- Task requirements:
Each line holding the word "self" counts once; give the total and nothing more.

- The records:

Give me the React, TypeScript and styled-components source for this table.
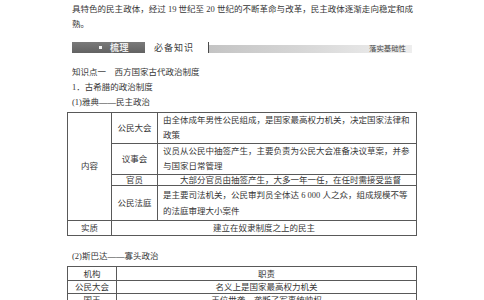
* * *
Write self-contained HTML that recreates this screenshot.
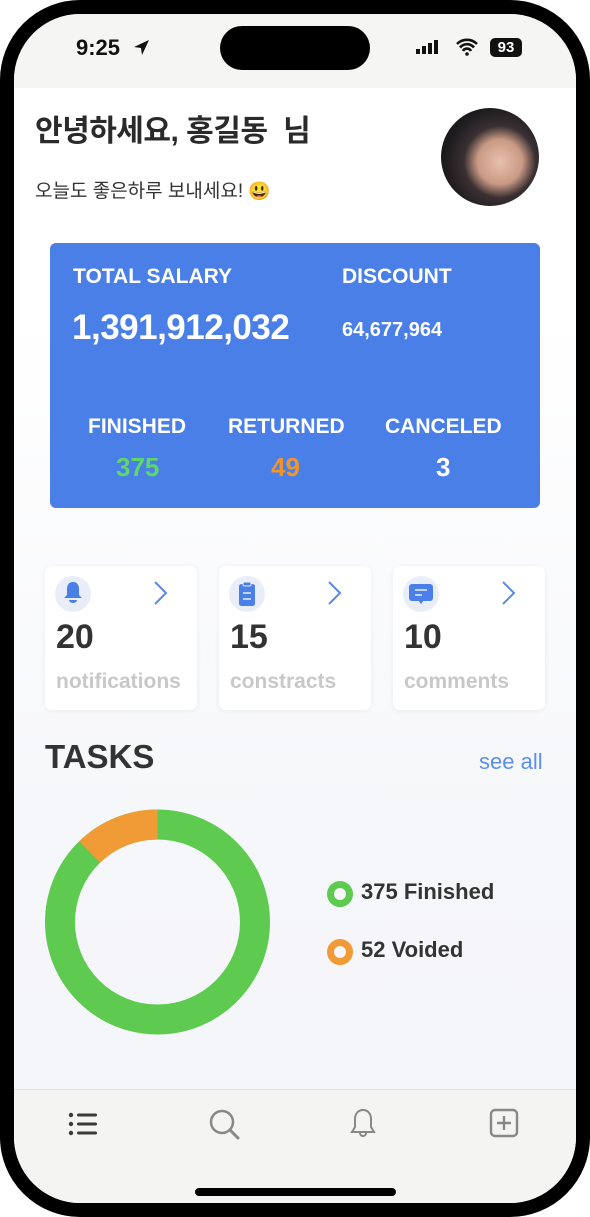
...
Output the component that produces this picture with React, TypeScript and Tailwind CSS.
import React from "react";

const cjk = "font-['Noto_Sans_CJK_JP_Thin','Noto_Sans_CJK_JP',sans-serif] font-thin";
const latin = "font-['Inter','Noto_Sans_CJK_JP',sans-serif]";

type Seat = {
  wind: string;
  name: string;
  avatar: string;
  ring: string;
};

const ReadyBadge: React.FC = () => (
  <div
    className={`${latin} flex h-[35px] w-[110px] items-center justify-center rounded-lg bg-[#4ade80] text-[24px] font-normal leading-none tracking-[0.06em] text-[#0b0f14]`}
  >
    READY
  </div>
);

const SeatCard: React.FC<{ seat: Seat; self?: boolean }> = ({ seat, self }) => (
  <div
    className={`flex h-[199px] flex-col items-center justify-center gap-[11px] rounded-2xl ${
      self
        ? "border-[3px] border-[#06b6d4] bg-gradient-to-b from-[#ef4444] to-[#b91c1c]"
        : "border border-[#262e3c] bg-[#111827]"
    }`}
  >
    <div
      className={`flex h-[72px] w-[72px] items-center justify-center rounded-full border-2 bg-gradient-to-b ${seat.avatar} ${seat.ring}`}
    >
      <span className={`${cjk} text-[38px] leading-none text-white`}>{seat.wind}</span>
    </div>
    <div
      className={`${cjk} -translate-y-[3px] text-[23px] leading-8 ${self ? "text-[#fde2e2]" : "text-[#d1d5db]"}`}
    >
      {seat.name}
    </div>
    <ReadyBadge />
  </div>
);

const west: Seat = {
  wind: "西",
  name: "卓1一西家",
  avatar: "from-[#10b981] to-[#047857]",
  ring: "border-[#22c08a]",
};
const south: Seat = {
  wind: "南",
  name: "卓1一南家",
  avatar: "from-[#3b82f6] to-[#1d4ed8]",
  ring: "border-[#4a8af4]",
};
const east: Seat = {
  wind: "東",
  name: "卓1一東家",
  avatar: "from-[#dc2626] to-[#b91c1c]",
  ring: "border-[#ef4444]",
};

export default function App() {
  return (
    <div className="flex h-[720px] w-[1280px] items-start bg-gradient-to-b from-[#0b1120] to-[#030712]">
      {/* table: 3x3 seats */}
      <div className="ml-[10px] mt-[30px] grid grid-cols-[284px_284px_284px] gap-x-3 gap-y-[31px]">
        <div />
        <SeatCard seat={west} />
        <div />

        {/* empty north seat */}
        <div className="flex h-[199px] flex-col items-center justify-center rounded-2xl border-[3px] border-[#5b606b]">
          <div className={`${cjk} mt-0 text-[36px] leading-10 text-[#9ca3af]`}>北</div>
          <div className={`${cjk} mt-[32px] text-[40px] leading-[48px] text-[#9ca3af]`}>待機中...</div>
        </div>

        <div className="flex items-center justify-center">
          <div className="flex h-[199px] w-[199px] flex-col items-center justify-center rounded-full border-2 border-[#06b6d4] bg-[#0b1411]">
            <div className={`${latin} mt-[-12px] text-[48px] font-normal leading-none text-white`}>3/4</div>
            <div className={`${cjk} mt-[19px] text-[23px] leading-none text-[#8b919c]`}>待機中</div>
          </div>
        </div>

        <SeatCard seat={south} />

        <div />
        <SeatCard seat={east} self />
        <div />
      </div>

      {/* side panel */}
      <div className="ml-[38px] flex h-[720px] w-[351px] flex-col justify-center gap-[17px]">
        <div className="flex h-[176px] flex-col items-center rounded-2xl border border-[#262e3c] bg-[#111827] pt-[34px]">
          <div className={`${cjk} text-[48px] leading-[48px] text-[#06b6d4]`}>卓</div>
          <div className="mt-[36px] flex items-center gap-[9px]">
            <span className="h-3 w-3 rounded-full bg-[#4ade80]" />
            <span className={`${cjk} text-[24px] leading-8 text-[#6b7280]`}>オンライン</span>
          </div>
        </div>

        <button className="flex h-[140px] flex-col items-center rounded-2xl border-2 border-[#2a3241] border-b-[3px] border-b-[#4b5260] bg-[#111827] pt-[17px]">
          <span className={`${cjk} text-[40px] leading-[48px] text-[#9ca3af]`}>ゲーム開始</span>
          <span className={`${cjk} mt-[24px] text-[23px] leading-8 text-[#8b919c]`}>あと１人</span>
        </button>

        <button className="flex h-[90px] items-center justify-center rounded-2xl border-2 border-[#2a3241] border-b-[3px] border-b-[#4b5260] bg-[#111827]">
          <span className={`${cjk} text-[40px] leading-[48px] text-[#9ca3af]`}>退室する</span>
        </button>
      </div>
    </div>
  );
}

- Solution to this exercise:
5